In interviews, Mr. Panetta, the former director of central intelligence, has begun to paint a portrait of how he sees the wars in those countries progressing, and of the pressures that he believes he must now exert as Defense secretary to bring them to a successful conclusion.
On the ground, he has been meeting with US troops and getting briefings from the top military officials, most notably Gen. David Petraeus, who is preparing to step down as the commander of forces in Afghanistan to assume Mr. Panetta’s old job at the CIA.
Panetta has already taken on what his predecessor and the commander in chief describe as the most wrenching duty their jobs entail: signing condolence letters to the families of US troops who have been killed in battle.
“It makes me that much more aware of the responsibility we have to support these men and women and to do everything we can to support their families,” he told reporters in his first news conference while aboard the plane.
It was a point Panetta emphasized during a visit to Baghdad Monday, where attacks on US forces and casualties are once against on the rise. “We’re very concerned that in June, we lost a helluva lot of Americans because of those attacks,” he said.
June was the deadliest month for US soldiers in Iraq in two years, and Panetta blamed Iran for providing lethal weapons to Iraqi militias. “We cannot just simply stand back and allow this to continue to happen,” he said.
Panetta’s predecessors have wrestled with just what they can do to protect troops from such weapons, including powerful roadside bombs known as explosively-formed projectiles, or EFPs, with dart-like shaped charges that cut through armored vehicles.
One chief aim of the trip has been to push Iraqi government forces to go after the Shiite militias that still exist, particularly in areas of east Baghdad.
“They are starting to do that,” Panetta said. But he added that the US will continue to exert pressure on forces supported by Iran.
“This is not something we are going to walk away from,” Panetta told troops in Baghdad. “We’re going to take this straight on.”
With the increased Iranian influence in Iraq over the past months, one of the key goals of Panetta’s trip “is to send a message to Iran that they’re not going to simply chase the US out of Iraq,” says Jeffrey Dressler, an analyst with the Institute for the Study of War, a Washington, D.C., think tank.
But under the current security agreement, US troops are obliged to leave Iraq by year’s end. Senior Obama administration officials have left open the possibility that US troops will remain in Iraq past the current December deadline.
But first, the Iraqis must request that they stay – a point that Panetta is expected to press in meetings with Iraqi Prime Minister Nouri al Maliki and others. Iraqi President Jalal Talabani says that Iraq’s top political leaders will decide within two weeks whether to ask US troops to stay into 2012.

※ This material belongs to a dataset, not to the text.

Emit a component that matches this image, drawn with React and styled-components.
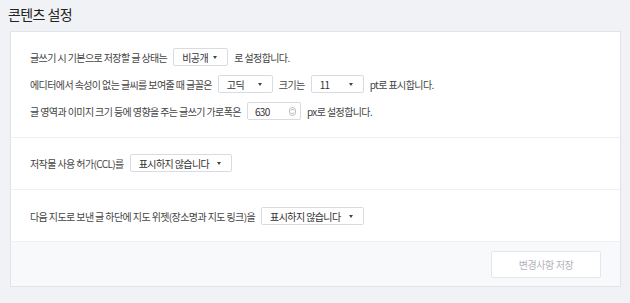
import React from 'react';
import styled, { createGlobalStyle } from 'styled-components';

const GlobalStyle = createGlobalStyle`
    * { box-sizing: border-box; }
    body {
        margin: 0;
        background: #f1f2f6;
        font-family: "Noto Sans CJK KR", "Noto Sans", sans-serif;
        color: #333;
    }
`;

const Page = styled.div`
    display: flex;
    flex-direction: column;
    width: 630px;
    height: 303px;
    padding: 6px 9px 0 10px;
`;

const Title = styled.h2`
    margin: 0 0 8px -2px;
    font-size: 14px;
    font-weight: 400;
    line-height: 17px;
    letter-spacing: -0.6px;
    color: #222;
`;

const Card = styled.div`
    display: flex;
    flex-direction: column;
    background: #fff;
    border: 1px solid #e1e3ea;
`;

const Section = styled.div`
    display: flex;
    flex-direction: column;
    gap: 9px;
    padding: ${({ $pad }) => $pad};
    border-bottom: 1px solid #eef0f4;
`;

const Row = styled.div`
    display: flex;
    align-items: center;
    gap: 6px;
    height: 18px;
    font-size: 10px;
    letter-spacing: -0.6px;
    color: #444;
`;

const Box = styled.div`
    display: flex;
    align-items: center;
    justify-content: space-between;
    width: ${({ $w }) => $w}px;
    height: 18px;
    padding: ${({ $pad }) => $pad || '0 10px 0 8px'};
    border: 1px solid #d9dbe1;
    border-radius: 2px;
    background: #fff;
    font-size: 10px;
    color: #333;
`;

const Caret = styled.span`
    width: 0;
    height: 0;
    border-left: 2.5px solid transparent;
    border-right: 2.5px solid transparent;
    border-top: 3px solid #444;
`;

const Footer = styled.div`
    display: flex;
    justify-content: flex-end;
    padding: 9px 19px 8px;
    background: #f8f9fb;
`;

const SaveButton = styled.button`
    width: 110px;
    height: 27px;
    border: 1px solid #e4e6ec;
    border-radius: 2px;
    background: #fff;
    font-family: inherit;
    font-size: 10px;
    letter-spacing: -0.4px;
    color: #b1b3b9;
`;

const Select = ({ w, children }) => (
    <Box $w={w}>
        <span>{children}</span>
        <Caret />
    </Box>
);

const Spinner = () => (
    <svg width="7" height="9" viewBox="0 0 7 9">
        <rect x="0.5" y="0.5" width="6" height="8" rx="3" fill="none" stroke="#bbb" />
        <path d="M2 3.5 L3.5 2 L5 3.5 M2 5.5 L3.5 7 L5 5.5" fill="none" stroke="#999" strokeWidth="0.8" />
    </svg>
);

const App = () => (
    <Page>
        <GlobalStyle />
        <Title>콘텐츠 설정</Title>
        <Card>
            <Section $pad="16px 19px 17px">
                <Row>
                    글쓰기 시 기본으로 저장할 글 상태는
                    <Select w={55}>비공개</Select>
                    로 설정합니다.
                </Row>
                <Row>
                    에디터에서 속성이 없는 글씨를 보여줄 때 글꼴은
                    <Select w={55}>고딕</Select>
                    크기는
                    <Select w={53}>11</Select>
                    pt로 표시합니다.
                </Row>
                <Row>
                    글 영역과 이미지 크기 등에 영향을 주는 글쓰기 가로폭은
                    <Box $w={54} $pad="0 4px 0 7px">
                        <span>630</span>
                        <Spinner />
                    </Box>
                    px로 설정합니다.
                </Row>
            </Section>
            <Section $pad="16px 19px 17px">
                <Row>
                    저작물 사용 허가(CCL)를
                    <Select w={102}>표시하지 않습니다</Select>
                </Row>
            </Section>
            <Section $pad="17px 19px 16px">
                <Row>
                    다음 지도로 보낸 글 하단에 지도 위젯(장소명과 지도 링크)을
                    <Select w={103}>표시하지 않습니다</Select>
                </Row>
            </Section>
            <Footer>
                <SaveButton>변경사항 저장</SaveButton>
            </Footer>
        </Card>
    </Page>
);

export default App;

In Afghanistan, General Petraeus painted a bright picture for reporters traveling with Panetta, noting that the month of June “saw less insurgent attacks than last June and May was about the same.” Yet some question whether those trends represent true progress given the surge of 30,000 additional US troops into the country is currently at full strength.
Panetta, for his part, said that he believes US forces are “within reach of strategically defeating Al Qaeda.”

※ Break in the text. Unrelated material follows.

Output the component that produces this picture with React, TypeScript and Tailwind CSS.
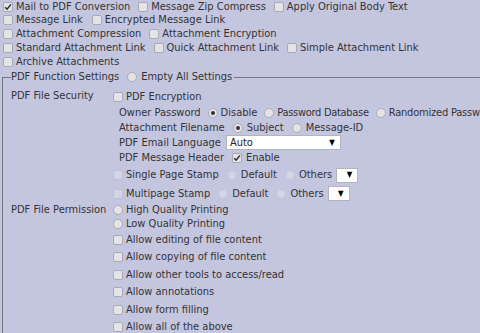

As CIA director, Panetta had stepped up drone attacks on Al Qaeda leaders in Pakistan. In a moment that did little to enhance feelings of goodwill among Pakistani officials toward the US, Panetta told reporters that he believes Al Qaeda’s new chief Ayman al Zawahiri is most likely hiding in Pakistan’s Federally Administered Tribal Area, or FATA.
Such a belief makes it likely that the pace of US drone strikes, which has been a source of contention with Pakistani officials, will continue. “If we can be successful in going after them, I think we can really undermine their ability to do any kind of planning, to be able to conduct any kind of attack on this country,” Panetta said. “It’s within reach. Is it going to take more work? You bet.”